> [DATA SECTION]
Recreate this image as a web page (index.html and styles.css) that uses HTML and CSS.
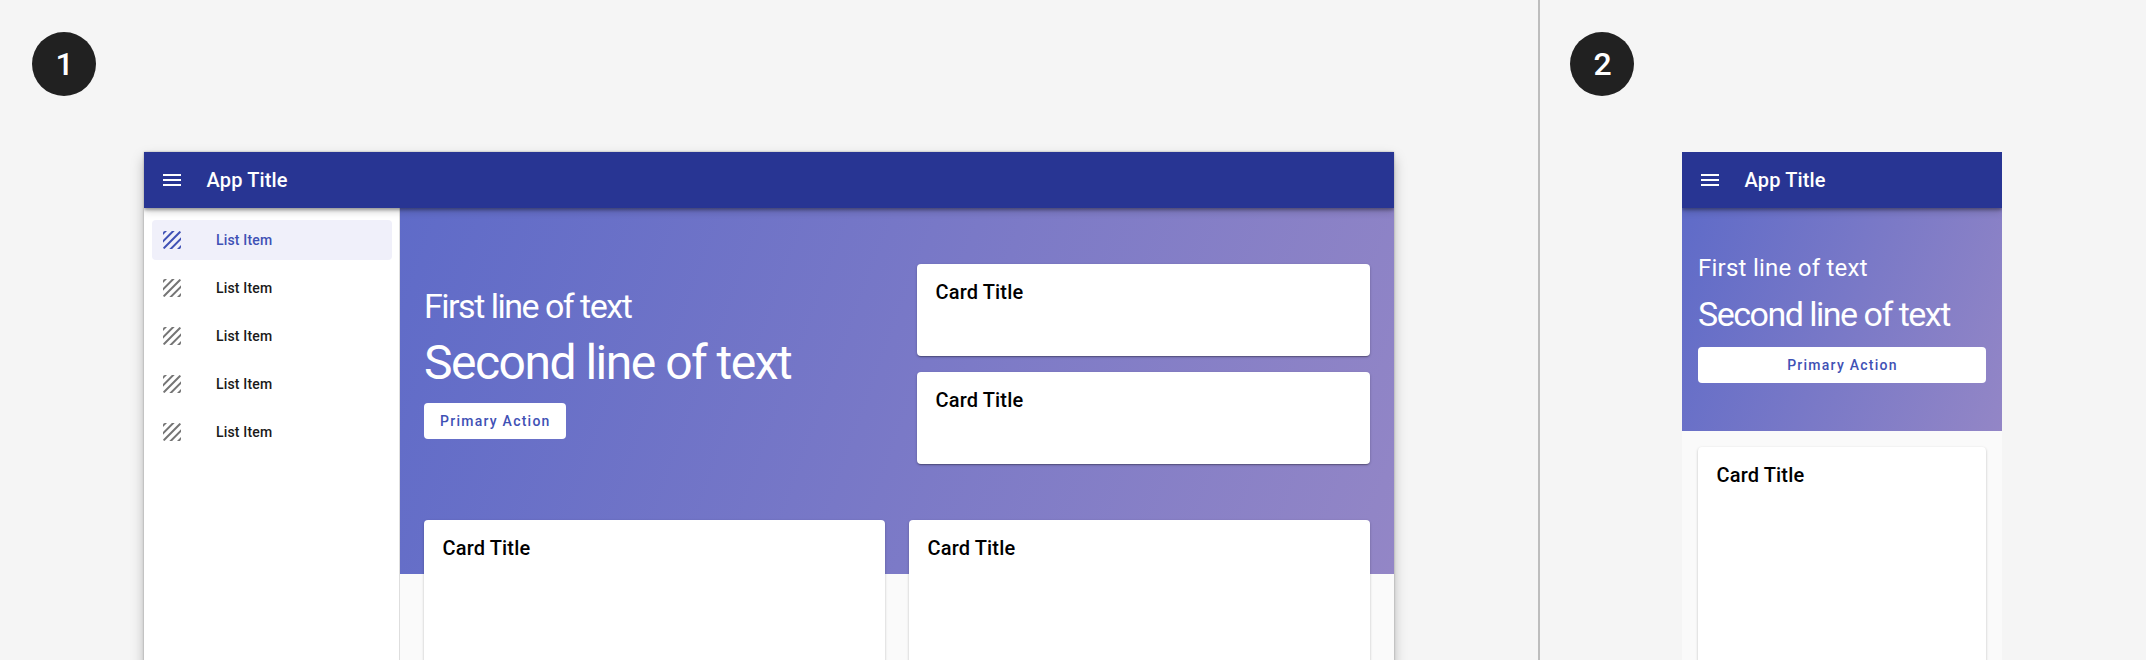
FILE: index.html
```
<!DOCTYPE html>
<html lang="en">
<head>
<meta charset="utf-8">
<title>App layouts</title>
<link rel="stylesheet" href="styles.css">
</head>
<body>
<svg width="0" height="0" class="sprite" aria-hidden="true">
  <symbol id="menu" viewBox="0 0 24 24"><path d="M3 18h18v-2H3v2zm0-5h18v-2H3v2zm0-7v2h18V6H3z"/></symbol>
  <symbol id="texture" viewBox="0 0 24 24"><path d="M19.51 3.08L3.08 19.51c.09.34.27.65.51.9.25.24.56.42.9.51L20.93 4.49c-.19-.69-.73-1.23-1.42-1.41zM11.88 3L3 11.88v2.83L14.71 3h-2.83zM5 3c-1.1 0-2 .9-2 2v2l4-4H5zm14 18c.55 0 1.05-.22 1.41-.59.37-.36.59-.86.59-1.41v-2l-4 4h2zm-9.71 0h2.83L21 12.12V9.29L9.29 21z"/></symbol>
</svg>
<main class="board">
  <section class="panel panel-desktop">
    <div class="badge">1</div>
    <div class="window window-desktop">
      <header class="app-bar">
        <svg class="icon"><use href="#menu"/></svg>
        <span class="app-title">App Title</span>
      </header>
      <div class="body">
        <nav class="drawer">
          <a class="item active"><svg class="icon"><use href="#texture"/></svg><span>List Item</span></a>
          <a class="item"><svg class="icon"><use href="#texture"/></svg><span>List Item</span></a>
          <a class="item"><svg class="icon"><use href="#texture"/></svg><span>List Item</span></a>
          <a class="item"><svg class="icon"><use href="#texture"/></svg><span>List Item</span></a>
          <a class="item"><svg class="icon"><use href="#texture"/></svg><span>List Item</span></a>
        </nav>
        <div class="content">
          <div class="hero">
            <div class="intro">
              <p class="line-one">First line of text</p>
              <p class="line-two">Second line of text</p>
              <button class="button">Primary Action</button>
            </div>
            <div class="side-cards">
              <article class="card"><h2>Card Title</h2></article>
              <article class="card"><h2>Card Title</h2></article>
            </div>
          </div>
          <div class="main-cards">
            <article class="card"><h2>Card Title</h2></article>
            <article class="card"><h2>Card Title</h2></article>
          </div>
        </div>
      </div>
    </div>
  </section>
  <section class="panel panel-mobile">
    <div class="badge">2</div>
    <div class="window window-mobile">
      <header class="app-bar">
        <svg class="icon"><use href="#menu"/></svg>
        <span class="app-title">App Title</span>
      </header>
      <div class="hero">
        <p class="line-one">First line of text</p>
        <p class="line-two">Second line of text</p>
        <button class="button">Primary Action</button>
      </div>
      <div class="main-cards">
        <article class="card"><h2>Card Title</h2></article>
      </div>
    </div>
  </section>
</main>
</body>
</html>
```

FILE: styles.css
```
* { box-sizing: border-box; }
html, body { margin: 0; height: 100%; overflow: hidden; }
body { font-family: Roboto, "Liberation Sans", sans-serif; background: #f5f5f5; color: #000; }
p, h2 { margin: 0; font-weight: 400; }

.sprite { display: block; width: 0; height: 0; }
.board { display: grid; grid-template-columns: 1538px 1fr; height: 660px; overflow: hidden; }
.panel { padding-top: 32px; overflow: hidden; height: 660px; }
.panel-mobile { border-left: 2px solid #bdbdbd; }

.badge {
  width: 64px; height: 64px; margin: 0 0 56px 32px; padding-left: 1px;
  border-radius: 50%; background: #212121; color: #fff;
  display: flex; align-items: center; justify-content: center;
  font-size: 32px; font-weight: 500; line-height: 64px;
}
.panel-mobile .badge { margin-left: 30px; }

.window { display: flex; flex-direction: column; height: 680px; background: #fafafa; }
.window-desktop { width: 1250px; margin-left: 144px; box-shadow: 0 0 2px rgba(0,0,0,.28), 0 6px 12px rgba(0,0,0,.26); }
.window-mobile { width: 320px; margin-left: 142px; overflow: hidden; }

.icon { width: 24px; height: 24px; fill: currentColor; flex: none; }
.app-bar {
  position: relative; z-index: 2; flex: none; height: 56px; padding-left: 16px;
  display: flex; align-items: center; gap: 22.5px;
  background: #283593; color: #fff;
  box-shadow: 0 2px 3px rgba(0,0,0,.3), 0 3px 8px rgba(0,0,0,.2);
}
.window-desktop .app-bar { clip-path: inset(0 0 -16px 0); }
.app-title { font-size: 20px; font-weight: 500; line-height: 24px; letter-spacing: .15px; }

.body { display: flex; flex: 1; }
.drawer {
  width: 256px; padding: 12px 7px 0 8px; border-right: 1px solid #dedede; background: #fff;
  display: flex; flex-direction: column; gap: 8px;
}
.item {
  height: 40px; padding-left: 8px; border-radius: 4px;
  display: flex; align-items: center; gap: 32px;
  font-size: 14px; font-weight: 500; line-height: 20px; letter-spacing: .16px; color: #1a1a1a;
}
.item .icon { color: #757575; }
.item.active, .item.active .icon { color: #3f51b5; }
.item.active { background: #f0f0fa; }

.content { flex: 1; display: flex; flex-direction: column; }
.hero { background: linear-gradient(110deg, #5f6bc8, #9386c6); color: #fff; }
.content .hero { height: 366px; padding: 0 24px; display: flex; justify-content: space-between; }
.intro { padding-top: 78px; }
.intro .line-one { font-size: 34px; line-height: 40px; letter-spacing: -1.5px; }
.intro .line-two { margin: 13px 0 16px; font-size: 48px; line-height: 48px; letter-spacing: -1.5px; }
.intro .button { width: 142px; }
.button {
  display: block; height: 36px; padding: 0 0 0 16px; border: 0; border-radius: 4px; text-align: left;
  background: #fff; color: #3f51b5; font: 500 14px/36px Roboto, sans-serif; letter-spacing: 1.25px;
  white-space: nowrap;
}
.side-cards { width: 453px; padding-top: 56px; display: flex; flex-direction: column; gap: 16px; }
.card {
  background: #fff; border-radius: 4px; padding: 16px 18px;
  box-shadow: 0 1px 1px rgba(0,0,0,.14), 0 2px 1px -1px rgba(0,0,0,.12), 0 1px 3px rgba(0,0,0,.2);
}
.card h2 { padding-left: .5px; font-size: 20px; font-weight: 500; line-height: 24px; letter-spacing: .15px; color: #000; }
.side-cards .card { height: 92px; }
.content .main-cards { margin: -54px 24px 0; display: grid; grid-template-columns: 1fr 1fr; gap: 24px; flex: 1; }

.window-mobile .hero { height: 223px; padding: 44px 16px 0; }
.window-mobile .line-one { font-size: 24px; line-height: 32px; letter-spacing: .25px; }
.window-mobile .line-two { margin: 10px 0 13px; font-size: 34px; line-height: 40px; letter-spacing: -1.5px; }
.window-mobile .button { width: 100%; padding: 0 0 0 1px; text-align: center; }
.window-mobile .main-cards { padding: 16px 16px 0; flex: 1; display: grid; }
```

> [WRITTEN EXERCISE] Reproduce all of the data exactly; the pictures do not belong in the copy.

> [EXERCISE OUTPUT]
Recreate this image as a web page (index.html and styles.css) that uses HTML and CSS.
FILE: index.html
```
<!DOCTYPE html>
<html lang="en">
<head>
<meta charset="utf-8">
<title>App layouts</title>
<link rel="stylesheet" href="styles.css">
</head>
<body>
<svg width="0" height="0" class="sprite" aria-hidden="true">
  <symbol id="menu" viewBox="0 0 24 24"><path d="M3 18h18v-2H3v2zm0-5h18v-2H3v2zm0-7v2h18V6H3z"/></symbol>
  <symbol id="texture" viewBox="0 0 24 24"><path d="M19.51 3.08L3.08 19.51c.09.34.27.65.51.9.25.24.56.42.9.51L20.93 4.49c-.19-.69-.73-1.23-1.42-1.41zM11.88 3L3 11.88v2.83L14.71 3h-2.83zM5 3c-1.1 0-2 .9-2 2v2l4-4H5zm14 18c.55 0 1.05-.22 1.41-.59.37-.36.59-.86.59-1.41v-2l-4 4h2zm-9.71 0h2.83L21 12.12V9.29L9.29 21z"/></symbol>
</svg>
<main class="board">
  <section class="panel panel-desktop">
    <div class="badge">1</div>
    <div class="window window-desktop">
      <header class="app-bar">
        <svg class="icon"><use href="#menu"/></svg>
        <span class="app-title">App Title</span>
      </header>
      <div class="body">
        <nav class="drawer">
          <a class="item active"><svg class="icon"><use href="#texture"/></svg><span>List Item</span></a>
          <a class="item"><svg class="icon"><use href="#texture"/></svg><span>List Item</span></a>
          <a class="item"><svg class="icon"><use href="#texture"/></svg><span>List Item</span></a>
          <a class="item"><svg class="icon"><use href="#texture"/></svg><span>List Item</span></a>
          <a class="item"><svg class="icon"><use href="#texture"/></svg><span>List Item</span></a>
        </nav>
        <div class="content">
          <div class="hero">
            <div class="intro">
              <p class="line-one">First line of text</p>
              <p class="line-two">Second line of text</p>
              <button class="button">Primary Action</button>
            </div>
            <div class="side-cards">
              <article class="card"><h2>Card Title</h2></article>
              <article class="card"><h2>Card Title</h2></article>
            </div>
          </div>
          <div class="main-cards">
            <article class="card"><h2>Card Title</h2></article>
            <article class="card"><h2>Card Title</h2></article>
          </div>
        </div>
      </div>
    </div>
  </section>
  <section class="panel panel-mobile">
    <div class="badge">2</div>
    <div class="window window-mobile">
      <header class="app-bar">
        <svg class="icon"><use href="#menu"/></svg>
        <span class="app-title">App Title</span>
      </header>
      <div class="hero">
        <p class="line-one">First line of text</p>
        <p class="line-two">Second line of text</p>
        <button class="button">Primary Action</button>
      </div>
      <div class="main-cards">
        <article class="card"><h2>Card Title</h2></article>
      </div>
    </div>
  </section>
</main>
</body>
</html>
```

FILE: styles.css
```
* { box-sizing: border-box; }
html, body { margin: 0; height: 100%; overflow: hidden; }
body { font-family: Roboto, "Liberation Sans", sans-serif; background: #f5f5f5; color: #000; }
p, h2 { margin: 0; font-weight: 400; }

.sprite { display: block; width: 0; height: 0; }
.board { display: grid; grid-template-columns: 1538px 1fr; height: 660px; overflow: hidden; }
.panel { padding-top: 32px; overflow: hidden; height: 660px; }
.panel-mobile { border-left: 2px solid #bdbdbd; }

.badge {
  width: 64px; height: 64px; margin: 0 0 56px 32px; padding-left: 1px;
  border-radius: 50%; background: #212121; color: #fff;
  display: flex; align-items: center; justify-content: center;
  font-size: 32px; font-weight: 500; line-height: 64px;
}
.panel-mobile .badge { margin-left: 30px; }

.window { display: flex; flex-direction: column; height: 680px; background: #fafafa; }
.window-desktop { width: 1250px; margin-left: 144px; box-shadow: 0 0 2px rgba(0,0,0,.28), 0 6px 12px rgba(0,0,0,.26); }
.window-mobile { width: 320px; margin-left: 142px; overflow: hidden; }

.icon { width: 24px; height: 24px; fill: currentColor; flex: none; }
.app-bar {
  position: relative; z-index: 2; flex: none; height: 56px; padding-left: 16px;
  display: flex; align-items: center; gap: 22.5px;
  background: #283593; color: #fff;
  box-shadow: 0 2px 3px rgba(0,0,0,.3), 0 3px 8px rgba(0,0,0,.2);
}
.window-desktop .app-bar { clip-path: inset(0 0 -16px 0); }
.app-title { font-size: 20px; font-weight: 500; line-height: 24px; letter-spacing: .15px; }

.body { display: flex; flex: 1; }
.drawer {
  width: 256px; padding: 12px 7px 0 8px; border-right: 1px solid #dedede; background: #fff;
  display: flex; flex-direction: column; gap: 8px;
}
.item {
  height: 40px; padding-left: 8px; border-radius: 4px;
  display: flex; align-items: center; gap: 32px;
  font-size: 14px; font-weight: 500; line-height: 20px; letter-spacing: .16px; color: #1a1a1a;
}
.item .icon { color: #757575; }
.item.active, .item.active .icon { color: #3f51b5; }
.item.active { background: #f0f0fa; }

.content { flex: 1; display: flex; flex-direction: column; }
.hero { background: linear-gradient(110deg, #5f6bc8, #9386c6); color: #fff; }
.content .hero { height: 366px; padding: 0 24px; display: flex; justify-content: space-between; }
.intro { padding-top: 78px; }
.intro .line-one { font-size: 34px; line-height: 40px; letter-spacing: -1.5px; }
.intro .line-two { margin: 13px 0 16px; font-size: 48px; line-height: 48px; letter-spacing: -1.5px; }
.intro .button { width: 142px; }
.button {
  display: block; height: 36px; padding: 0 0 0 16px; border: 0; border-radius: 4px; text-align: left;
  background: #fff; color: #3f51b5; font: 500 14px/36px Roboto, sans-serif; letter-spacing: 1.25px;
  white-space: nowrap;
}
.side-cards { width: 453px; padding-top: 56px; display: flex; flex-direction: column; gap: 16px; }
.card {
  background: #fff; border-radius: 4px; padding: 16px 18px;
  box-shadow: 0 1px 1px rgba(0,0,0,.14), 0 2px 1px -1px rgba(0,0,0,.12), 0 1px 3px rgba(0,0,0,.2);
}
.card h2 { padding-left: .5px; font-size: 20px; font-weight: 500; line-height: 24px; letter-spacing: .15px; color: #000; }
.side-cards .card { height: 92px; }
.content .main-cards { margin: -54px 24px 0; display: grid; grid-template-columns: 1fr 1fr; gap: 24px; flex: 1; }

.window-mobile .hero { height: 223px; padding: 44px 16px 0; }
.window-mobile .line-one { font-size: 24px; line-height: 32px; letter-spacing: .25px; }
.window-mobile .line-two { margin: 10px 0 13px; font-size: 34px; line-height: 40px; letter-spacing: -1.5px; }
.window-mobile .button { width: 100%; padding: 0 0 0 1px; text-align: center; }
.window-mobile .main-cards { padding: 16px 16px 0; flex: 1; display: grid; }
```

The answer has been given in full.